Tax reform this year expanded the way 529 plans can be used, but one plan advocate says more policy changes are needed to bring in more college savers.

“For the most part, the tax bill did not address 529 issues,” Randy Hardock, partner at Davis and Harman LLP in Washington, D.C., and counsel to the College Savings Foundation, said at the foundation’s annual conference in Phoenix on Wednesday. “We’re still working on all those ideas.”

The tax reform packaged signed into law by President Trump earlier this year allowed 529 plans to be used towards K-12 tuition and rolled over into ABLE accounts.

But Hardock argued more changes are needed for 529 plans to be more widely accepted.

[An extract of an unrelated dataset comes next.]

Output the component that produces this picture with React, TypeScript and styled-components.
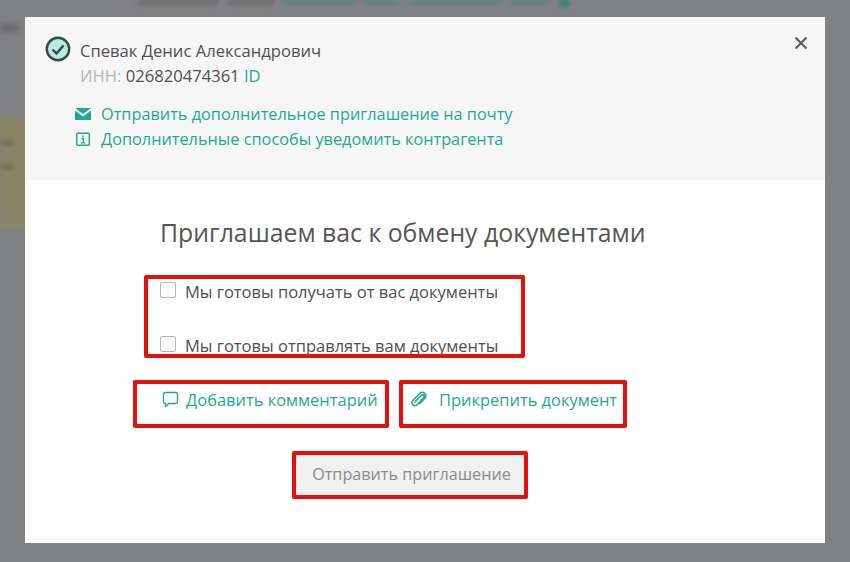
import React from 'react';
import styled, { createGlobalStyle } from 'styled-components';

const GREEN = '#1fa98f';
const RED = '#e60f0f';

const GlobalStyle = createGlobalStyle`
  html, body {
    margin: 0;
    padding: 0;
    background: #808183;
    font-family: 'Open Sans', 'Noto Sans', sans-serif;
  }
`;

const Page = styled.div`
  position: relative;
  width: 850px;
  height: 562px;
  overflow: hidden;
  background: #808183;
`;

const Backdrop = styled.div`
  display: flex;
  flex-direction: column;
  height: 100%;
  filter: blur(2px);
`;

const BlurredTop = styled.div`
  display: flex;
  gap: 10px;
  height: 8px;
  padding-left: 138px;
  align-items: flex-start;
`;

const BlurredBar = styled.div<{ $w: number; $color: string }>`
  width: ${(p) => p.$w}px;
  height: 5px;
  background: ${(p) => p.$color};
`;

const BlurredDot = styled.div`
  width: 11px;
  height: 8px;
  border-radius: 0 0 6px 6px;
  background: #3d8372;
`;

const Smudge = styled.div`
  width: 18px;
  height: 8px;
  margin-top: 16px;
  background: #6b6b6d;
`;

const YellowCard = styled.div`
  display: flex;
  flex-direction: column;
  gap: 18px;
  box-sizing: border-box;
  width: 30px;
  height: 110px;
  margin-top: 86px;
  padding-top: 22px;
  background: #8a8566;
`;

const CardLine = styled.div`
  width: 14px;
  height: 6px;
  background: #74705a;
`;

const Overlay = styled.div`
  position: absolute;
  inset: 0;
  display: flex;
  justify-content: center;
  padding-top: 17px;
`;

const Modal = styled.div`
  position: relative;
  width: 800px;
  height: 526px;
  background: #fff;
  display: flex;
  flex-direction: column;
`;

const CloseButton = styled.button`
  position: absolute;
  top: 18px;
  right: 16px;
  width: 16px;
  height: 16px;
  padding: 0;
  border: 0;
  background: none;
  display: flex;
`;

const TopPanel = styled.div`
  height: 163px;
  box-sizing: border-box;
  background: #f6f6f6;
  padding: 19px 20px 0 20px;
`;

const PersonRow = styled.div`
  display: flex;
  gap: 9px;
`;

const PersonInfo = styled.div`
  display: flex;
  flex-direction: column;
  margin-top: 2px;
  font-size: 16.6px;
  line-height: 25px;
  color: #505050;
`;

const InnLabel = styled.span`
  color: #b5b5b5;
`;

const IdLink = styled.span`
  color: ${GREEN};
`;

const LinkList = styled.div`
  display: flex;
  flex-direction: column;
  margin-top: 13px;
  padding-left: 30px;
`;

const InfoLink = styled.div`
  display: flex;
  align-items: center;
  gap: 10px;
  height: 25px;
  font-size: 16.3px;
  color: ${GREEN};
`;

const Body = styled.div`
  display: flex;
  flex-direction: column;
  flex: 1;
`;

const Title = styled.h2`
  margin: 36px 0 0 135px;
  font-size: 24.8px;
  line-height: 32px;
  font-weight: 400;
  color: #555;
`;

const CheckGroup = styled.div`
  box-sizing: border-box;
  width: 381px;
  height: 83px;
  margin: 27px 0 0 119px;
  border: 4px solid ${RED};
  border-radius: 2px;
  overflow: hidden;
  padding-left: 12px;
  display: flex;
  flex-direction: column;
  gap: 29px;
`;

const CheckRow = styled.label`
  display: flex;
  align-items: center;
  gap: 9px;
  height: 25px;
  flex: none;
  font-size: 16.5px;
  color: #505050;
`;

const CheckBox = styled.span`
  box-sizing: border-box;
  width: 16px;
  height: 16px;
  margin-top: -3px;
  border: 1px solid #b4b4b4;
  border-radius: 2px;
  background: #fff;
`;

const ActionRow = styled.div`
  display: flex;
  gap: 10px;
  margin: 22px 0 0 108px;
`;

const ActionBox = styled.div<{ $w: number; $pad: number; $gap: number }>`
  box-sizing: border-box;
  width: ${(p) => p.$w}px;
  height: 48px;
  padding: 0 0 10px ${(p) => p.$pad}px;
  border: 4px solid ${RED};
  border-radius: 2px;
  display: flex;
  align-items: center;
  gap: ${(p) => p.$gap}px;
  font-size: 16.45px;
  color: ${GREEN};
  white-space: nowrap;
`;

const SubmitFrame = styled.div`
  box-sizing: border-box;
  width: 236px;
  height: 48px;
  margin: 23px 0 0 267px;
  padding: 0 0 3px 3px;
  border: 4px solid ${RED};
  border-radius: 2px;
  background: #f1f1f1;
  display: flex;
  align-items: center;
  justify-content: center;
  font-size: 16.2px;
  color: #8a8a8a;
`;

export default function App() {
  return (
    <Page>
      <GlobalStyle />
      <Backdrop>
        <BlurredTop>
          <BlurredBar $w={80} $color="#6f6f70" />
          <BlurredBar $w={46} $color="#6f6f70" />
          <BlurredBar $w={71} $color="#5f827a" />
          <BlurredBar $w={34} $color="#5f827a" />
          <BlurredBar $w={92} $color="#5f827a" />
          <BlurredBar $w={38} $color="#5f827a" />
          <BlurredDot />
        </BlurredTop>
        <Smudge />
        <YellowCard>
          <CardLine />
          <CardLine />
        </YellowCard>
      </Backdrop>
      <Overlay>
        <Modal>
          <CloseButton aria-label="Закрыть">
            <svg width="16" height="16" viewBox="0 0 16 16">
              <path d="M2.5 2.5l11 11M13.5 2.5l-11 11" stroke="#5f5f5f" strokeWidth="2.2" fill="none" />
            </svg>
          </CloseButton>
          <TopPanel>
            <PersonRow>
              <svg width="26" height="26" viewBox="0 0 26 26" style={{ flex: 'none' }}>
                <circle cx="13" cy="13" r="11.2" fill="#b5ecdf" stroke="#36474a" strokeWidth="2.4" />
                <path d="M7.5 13.5l4 4 7-8" fill="none" stroke="#36474a" strokeWidth="2.4" />
              </svg>
              <PersonInfo>
                <span>Спевак Денис Александрович</span>
                <span>
                  <InnLabel>ИНН:</InnLabel> 026820474361 <IdLink>ID</IdLink>
                </span>
              </PersonInfo>
            </PersonRow>
            <LinkList>
              <InfoLink>
                <svg width="16" height="12" viewBox="0 0 16 12">
                  <path d="M0 0h16L8 6z" fill={GREEN} />
                  <path d="M0 2.4l8 6 8-6V12H0z" fill={GREEN} />
                </svg>
                Отправить дополнительное приглашение на почту
              </InfoLink>
              <InfoLink>
                <svg width="16" height="16" viewBox="0 0 16 16">
                  <rect x="1.7" y="2.2" width="12.6" height="12" rx="1" fill="none" stroke={GREEN} strokeWidth="1.5" />
                  <path d="M8 4.6v1.8M6.4 7.6H8.4v4M6.3 11.7h3.6" fill="none" stroke={GREEN} strokeWidth="1.4" />
                </svg>
                Дополнительные способы уведомить контрагента
              </InfoLink>
            </LinkList>
          </TopPanel>
          <Body>
            <Title>Приглашаем вас к обмену документами</Title>
            <CheckGroup>
              <CheckRow>
                <CheckBox />
                Мы готовы получать от вас документы
              </CheckRow>
              <CheckRow>
                <CheckBox />
                Мы готовы отправлять вам документы
              </CheckRow>
            </CheckGroup>
            <ActionRow>
              <ActionBox $w={256} $pad={25} $gap={7}>
                <svg width="17" height="17" viewBox="0 0 17 17">
                  <path d="M3.5 1.5h10a2 2 0 0 1 2 2v7a2 2 0 0 1-2 2H7l-3.5 3v-3a2 2 0 0 1-2-2v-7a2 2 0 0 1 2-2z" fill="none" stroke={GREEN} strokeWidth="1.4" />
                </svg>
                Добавить комментарий
              </ActionBox>
              <ActionBox $w={228} $pad={7} $gap={11}>
                <svg width="18" height="16" viewBox="0 0 18 16">
                  <path d="M4.5 11.5l6.8-7.2a1.7 1.7 0 0 1 2.6 2.3L7.4 13.6a3 3 0 0 1-4.5-4L9.6 2.4a3.6 3.6 0 0 1 5.5 4.6l-5.6 6" fill="none" stroke={GREEN} strokeWidth="1.5" />
                </svg>
                Прикрепить документ
              </ActionBox>
            </ActionRow>
            <SubmitFrame>Отправить приглашение</SubmitFrame>
          </Body>
        </Modal>
      </Overlay>
    </Page>
  );
}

He expressed support for proposed legislation in Congress that would allow employers to contribute to their workers' 529 plans and allow account holders to use 529 funds to repay student loans and make charitable contributions.

Changes are also needed so that college savers don't get penalized for having a 529 plan when they apply for student financial aid, he said.

As it stands now, A 529 college savings plan account that is owned by a student or a student's parent must be reported as an investment asset on the Free Application for Federal Student Aid (FAFSA). That usually results in the family getting less needs-based financial aid.

Hardock argued that some portion of the 529 plan assets should be excluded from calculating financial aid because, otherwise, people may be discouraged from saving.

"They’re just not assets in the same way that parents retirement savings are not assets,” said Hardock. “The fact that you saved money is a good thing and you shouldn’t be penalized for that.”